Kommt sie am Ende zu dem Ergebnis, dass BKK rechtswidrige Beihilfen erhalten hat, kann sie Norwegen aufgeben, diese samt einer Verzinsung für den Zeitraum ihrer Gewährung zurückzufordern. Das kann erhebliche Auswirkungen auf das Unternehmen haben. Insbesondere wird das Unternehmen jetzt schon zu prüfen haben, ob es Rückstellungen für die Rückforderung zu bilden hat.
Signalwirkung für deutsche Kommunen
Damit ist das Prüfverfahren in Norwegen auch ein wichtiges Signal an Kommunen in Deutschland. Ähnlich wie in Norwegen sind in Deutschland die Kommunen für die öffentliche Straßenbeleuchtung zuständig. Auch in Deutschland beauftragen Kommunen häufig (kommunale) Unternehmen ohne Ausschreibung. Sieht die Kommune von der Durchführung eines Vergabeverfahrens ab (das sich in der Regel bestens für den Nachweis der Marktüblichkeit einer Vergütung eignet), muss sie die Marktüblichkeit durch andere Methoden nachweisen. Geeignet ist hier insbesondere ein Benchmarking oder eine andere Standardbewertungsmethode (z. B. Kapitalrendite einer Investition).

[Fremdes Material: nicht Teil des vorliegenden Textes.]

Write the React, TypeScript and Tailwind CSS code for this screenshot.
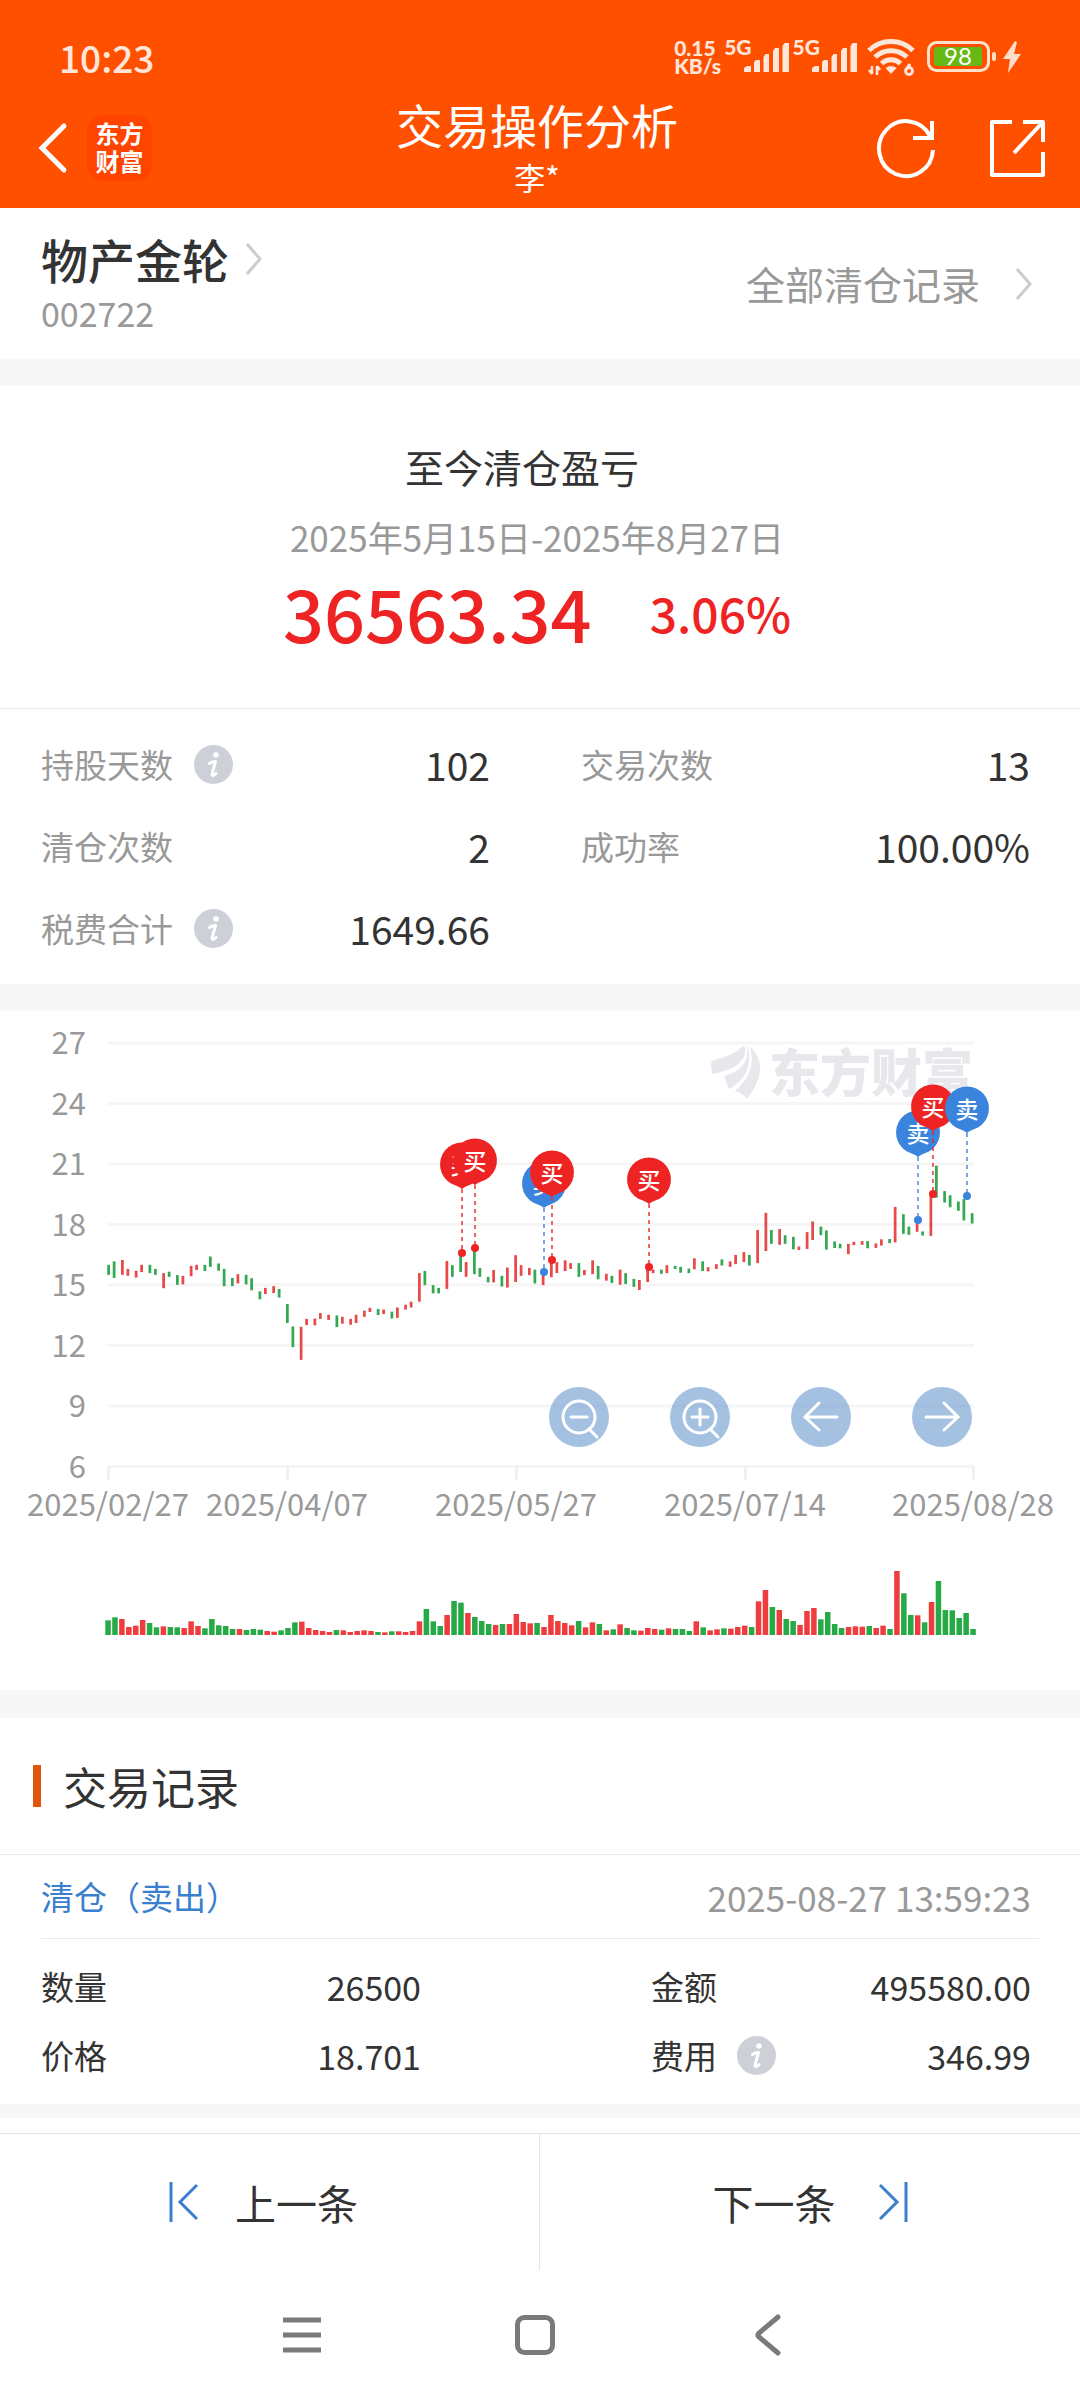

Kommunen sollten genau darauf achten, dass sie die Marktüblichkeit ihrer Vergütung jederzeit nachweisen können. Auch in Deutschland ist keine Gemeinde davor gefeit, dass sich ein Wettbewerber bei der EU-Kommission über die Bedingungen beschwert, zu denen staatliche Stellen Direktaufträge vergeben.
Georg Queisner / Eric Holger Glattfeld
Die Autoren
Dr. Georg Queisner, Berlin, Rechtsanwalt und Fachanwalt für Vergaberecht, ist Local Partner bei PwC Legal im Bereich Vergabe- und Beihilfenrecht, Eric Holger Glattfeld, Rechtsanwalt und Wirtschaftsmediator, ist Senior Manager bei PwC Legal im Bereich Energiewirtschaftsrecht und öffentliches Wirtschaftsrecht
Info: Staatliche Beihilfen
Ebenso wie in den EU-Mitgliedsstaaten sind in den EFTA-Mitgliedstaaten Norwegen, Island und Liechtenstein Beihilfen im Grundsatz verboten. Vereinfacht gesagt, ist eine Beihilfe jede staatliche Maßnahme, die ein Unternehmen wirtschaftlich begünstigt und dadurch den Wettbewerb zwischen Unternehmen im Europäischen Wirtschaftsgebiet verzerren kann. Darunter können nicht nur öffentliche Zuschüsse fallen, sondern auch Kapitaleinlagen in die Stadtwerkegesellschaft, zinsvergünstigte Darlehen, Bürgschaften oder eine zu hohe Vergütung bei öffentlichen Aufträgen. Die EFTA prüft die Einhaltung der beihilfenrechtlichen Regelungen und übt entsprechende Aufgaben wie die EU-Kommission aus. Dabei orientiert sich die EFTA an der Spruchpraxis der europäischen Gerichte und der EU-Kommission.